Extract, in full, the lines below, beginning at the first and ending with the line that contains "import React from". Pictures do not belong in the copy.

SUPPLIED MATERIAL -
— BEGIN —

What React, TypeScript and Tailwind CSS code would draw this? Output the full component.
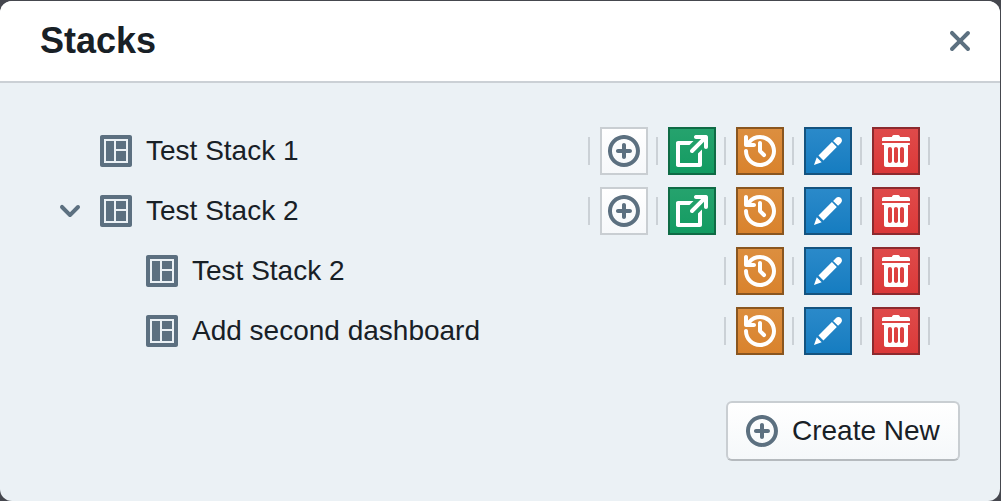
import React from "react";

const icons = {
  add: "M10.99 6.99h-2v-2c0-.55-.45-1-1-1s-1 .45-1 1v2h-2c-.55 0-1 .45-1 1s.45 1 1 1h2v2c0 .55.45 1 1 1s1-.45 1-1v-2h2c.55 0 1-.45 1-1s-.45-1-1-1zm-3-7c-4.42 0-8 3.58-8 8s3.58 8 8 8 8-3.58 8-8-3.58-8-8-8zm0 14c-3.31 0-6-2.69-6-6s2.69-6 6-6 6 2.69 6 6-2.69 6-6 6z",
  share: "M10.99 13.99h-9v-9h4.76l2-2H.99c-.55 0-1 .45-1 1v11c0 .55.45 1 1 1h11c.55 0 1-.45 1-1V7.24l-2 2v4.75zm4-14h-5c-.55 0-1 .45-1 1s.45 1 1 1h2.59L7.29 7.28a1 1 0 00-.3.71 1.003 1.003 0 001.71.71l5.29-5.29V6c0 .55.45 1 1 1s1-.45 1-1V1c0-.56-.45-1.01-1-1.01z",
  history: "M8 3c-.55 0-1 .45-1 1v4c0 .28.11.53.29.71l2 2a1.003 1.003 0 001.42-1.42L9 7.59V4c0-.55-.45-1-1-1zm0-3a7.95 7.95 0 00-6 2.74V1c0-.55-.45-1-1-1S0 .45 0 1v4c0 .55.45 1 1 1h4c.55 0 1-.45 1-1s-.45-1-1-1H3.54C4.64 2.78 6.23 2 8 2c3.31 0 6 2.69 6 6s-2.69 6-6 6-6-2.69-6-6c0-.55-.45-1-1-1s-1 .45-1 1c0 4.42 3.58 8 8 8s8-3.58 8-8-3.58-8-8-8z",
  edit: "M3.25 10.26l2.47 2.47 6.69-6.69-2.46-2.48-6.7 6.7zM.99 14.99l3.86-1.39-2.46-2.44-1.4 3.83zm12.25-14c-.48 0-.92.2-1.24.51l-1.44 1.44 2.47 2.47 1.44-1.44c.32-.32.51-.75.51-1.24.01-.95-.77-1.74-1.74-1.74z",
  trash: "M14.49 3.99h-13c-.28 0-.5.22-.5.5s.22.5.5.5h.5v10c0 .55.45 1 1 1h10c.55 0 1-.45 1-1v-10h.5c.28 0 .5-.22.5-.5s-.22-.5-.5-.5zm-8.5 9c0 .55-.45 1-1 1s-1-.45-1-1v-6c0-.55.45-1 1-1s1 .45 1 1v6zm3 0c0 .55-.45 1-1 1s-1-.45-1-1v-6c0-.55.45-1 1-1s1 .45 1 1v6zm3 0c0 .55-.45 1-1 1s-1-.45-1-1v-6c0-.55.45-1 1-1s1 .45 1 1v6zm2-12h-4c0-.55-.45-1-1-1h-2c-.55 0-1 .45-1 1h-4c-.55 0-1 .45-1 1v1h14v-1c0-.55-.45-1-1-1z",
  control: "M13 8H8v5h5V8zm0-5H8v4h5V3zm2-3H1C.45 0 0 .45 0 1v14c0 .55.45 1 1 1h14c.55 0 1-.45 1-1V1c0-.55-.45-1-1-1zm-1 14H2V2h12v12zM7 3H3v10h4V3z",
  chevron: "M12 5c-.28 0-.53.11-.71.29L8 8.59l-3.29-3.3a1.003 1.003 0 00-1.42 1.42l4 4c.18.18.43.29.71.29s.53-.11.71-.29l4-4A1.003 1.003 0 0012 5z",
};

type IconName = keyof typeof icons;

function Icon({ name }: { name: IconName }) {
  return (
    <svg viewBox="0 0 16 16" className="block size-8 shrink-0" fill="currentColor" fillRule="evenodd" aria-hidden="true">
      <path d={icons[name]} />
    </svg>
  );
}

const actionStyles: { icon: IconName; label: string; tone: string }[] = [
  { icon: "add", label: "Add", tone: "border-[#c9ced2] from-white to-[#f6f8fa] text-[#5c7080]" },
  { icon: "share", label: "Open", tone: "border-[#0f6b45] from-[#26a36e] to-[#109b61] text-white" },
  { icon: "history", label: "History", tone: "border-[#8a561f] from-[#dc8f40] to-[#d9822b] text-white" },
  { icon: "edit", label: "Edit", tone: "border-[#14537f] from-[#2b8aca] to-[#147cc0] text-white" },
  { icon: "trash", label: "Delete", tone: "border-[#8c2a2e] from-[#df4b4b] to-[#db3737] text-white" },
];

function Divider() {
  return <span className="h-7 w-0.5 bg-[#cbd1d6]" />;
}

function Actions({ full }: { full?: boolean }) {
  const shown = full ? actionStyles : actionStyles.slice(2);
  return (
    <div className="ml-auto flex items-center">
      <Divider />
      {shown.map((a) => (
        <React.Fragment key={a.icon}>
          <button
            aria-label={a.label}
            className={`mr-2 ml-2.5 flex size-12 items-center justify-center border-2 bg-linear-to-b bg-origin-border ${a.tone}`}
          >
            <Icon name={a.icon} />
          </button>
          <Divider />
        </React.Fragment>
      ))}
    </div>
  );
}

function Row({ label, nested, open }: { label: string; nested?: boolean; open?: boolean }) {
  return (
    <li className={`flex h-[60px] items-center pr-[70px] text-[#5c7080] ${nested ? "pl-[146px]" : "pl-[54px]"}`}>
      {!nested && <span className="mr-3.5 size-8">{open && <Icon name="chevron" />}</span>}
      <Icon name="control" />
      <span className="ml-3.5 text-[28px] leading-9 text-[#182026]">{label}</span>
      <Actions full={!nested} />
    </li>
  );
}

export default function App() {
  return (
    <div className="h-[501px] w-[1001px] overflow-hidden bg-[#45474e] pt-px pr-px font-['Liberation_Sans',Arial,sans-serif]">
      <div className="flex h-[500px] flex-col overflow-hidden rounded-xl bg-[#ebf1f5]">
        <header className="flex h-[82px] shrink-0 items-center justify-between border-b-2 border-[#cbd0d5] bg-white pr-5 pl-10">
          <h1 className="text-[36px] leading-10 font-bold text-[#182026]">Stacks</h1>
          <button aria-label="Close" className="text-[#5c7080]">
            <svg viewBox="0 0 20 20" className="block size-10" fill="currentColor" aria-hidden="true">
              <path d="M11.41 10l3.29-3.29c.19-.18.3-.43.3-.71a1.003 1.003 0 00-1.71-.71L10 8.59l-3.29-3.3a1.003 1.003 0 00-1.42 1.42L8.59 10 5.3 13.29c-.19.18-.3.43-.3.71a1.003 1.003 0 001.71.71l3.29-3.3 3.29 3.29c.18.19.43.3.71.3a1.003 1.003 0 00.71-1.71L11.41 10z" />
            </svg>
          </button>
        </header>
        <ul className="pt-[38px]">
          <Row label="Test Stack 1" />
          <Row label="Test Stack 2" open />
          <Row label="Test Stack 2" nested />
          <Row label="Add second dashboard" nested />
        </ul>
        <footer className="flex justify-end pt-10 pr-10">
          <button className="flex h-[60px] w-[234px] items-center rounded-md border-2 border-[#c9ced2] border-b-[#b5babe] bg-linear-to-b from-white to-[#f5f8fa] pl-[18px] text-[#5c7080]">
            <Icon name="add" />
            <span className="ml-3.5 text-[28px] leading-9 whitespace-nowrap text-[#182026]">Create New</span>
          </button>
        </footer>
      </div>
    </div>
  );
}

— END —

IN RESPONSE -
What React, TypeScript and Tailwind CSS code would draw this? Output the full component.
import React from "react";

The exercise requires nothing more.